**Given exercise:** Emit the data below verbatim, stripping out any pictures.

**Data section:**
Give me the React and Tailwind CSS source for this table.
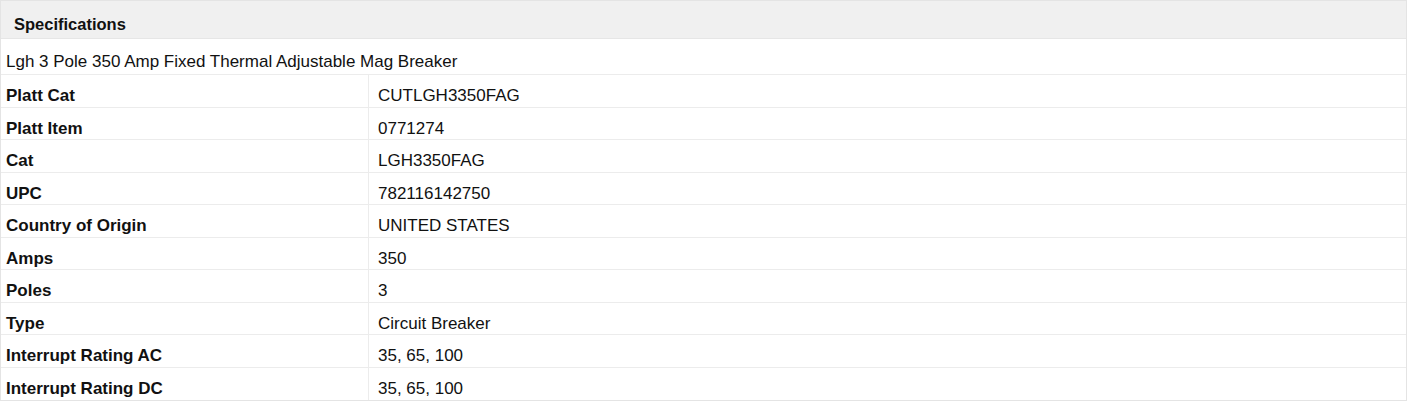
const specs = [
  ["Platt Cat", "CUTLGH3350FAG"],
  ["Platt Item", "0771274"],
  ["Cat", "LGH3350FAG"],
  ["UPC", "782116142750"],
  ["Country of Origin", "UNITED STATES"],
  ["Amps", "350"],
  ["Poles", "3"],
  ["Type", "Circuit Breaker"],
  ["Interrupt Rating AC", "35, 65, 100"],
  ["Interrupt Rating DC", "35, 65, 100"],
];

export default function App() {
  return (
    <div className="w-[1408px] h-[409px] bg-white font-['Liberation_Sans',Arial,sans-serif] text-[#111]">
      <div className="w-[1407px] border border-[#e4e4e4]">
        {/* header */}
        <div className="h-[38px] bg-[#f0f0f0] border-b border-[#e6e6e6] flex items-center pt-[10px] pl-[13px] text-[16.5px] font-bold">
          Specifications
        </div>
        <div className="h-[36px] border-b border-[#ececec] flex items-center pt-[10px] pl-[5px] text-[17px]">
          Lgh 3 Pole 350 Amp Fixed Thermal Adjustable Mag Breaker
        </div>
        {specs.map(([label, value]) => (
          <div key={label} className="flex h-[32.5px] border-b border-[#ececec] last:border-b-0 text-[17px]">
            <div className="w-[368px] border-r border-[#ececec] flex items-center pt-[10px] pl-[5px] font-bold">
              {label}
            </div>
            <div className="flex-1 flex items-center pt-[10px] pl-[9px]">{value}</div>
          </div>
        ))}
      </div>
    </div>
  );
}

**Task answer:**
Give me the React and Tailwind CSS source for this table.
const specs = [
  ["Platt Cat", "CUTLGH3350FAG"],
  ["Platt Item", "0771274"],
  ["Cat", "LGH3350FAG"],
  ["UPC", "782116142750"],
  ["Country of Origin", "UNITED STATES"],
  ["Amps", "350"],
  ["Poles", "3"],
  ["Type", "Circuit Breaker"],
  ["Interrupt Rating AC", "35, 65, 100"],
  ["Interrupt Rating DC", "35, 65, 100"],
];

export default function App() {
  return (
    <div className="w-[1408px] h-[409px] bg-white font-['Liberation_Sans',Arial,sans-serif] text-[#111]">
      <div className="w-[1407px] border border-[#e4e4e4]">
        {/* header */}
        <div className="h-[38px] bg-[#f0f0f0] border-b border-[#e6e6e6] flex items-center pt-[10px] pl-[13px] text-[16.5px] font-bold">
          Specifications
        </div>
        <div className="h-[36px] border-b border-[#ececec] flex items-center pt-[10px] pl-[5px] text-[17px]">
          Lgh 3 Pole 350 Amp Fixed Thermal Adjustable Mag Breaker
        </div>
        {specs.map(([label, value]) => (
          <div key={label} className="flex h-[32.5px] border-b border-[#ececec] last:border-b-0 text-[17px]">
            <div className="w-[368px] border-r border-[#ececec] flex items-center pt-[10px] pl-[5px] font-bold">
              {label}
            </div>
            <div className="flex-1 flex items-center pt-[10px] pl-[9px]">{value}</div>
          </div>
        ))}
      </div>
    </div>
  );
}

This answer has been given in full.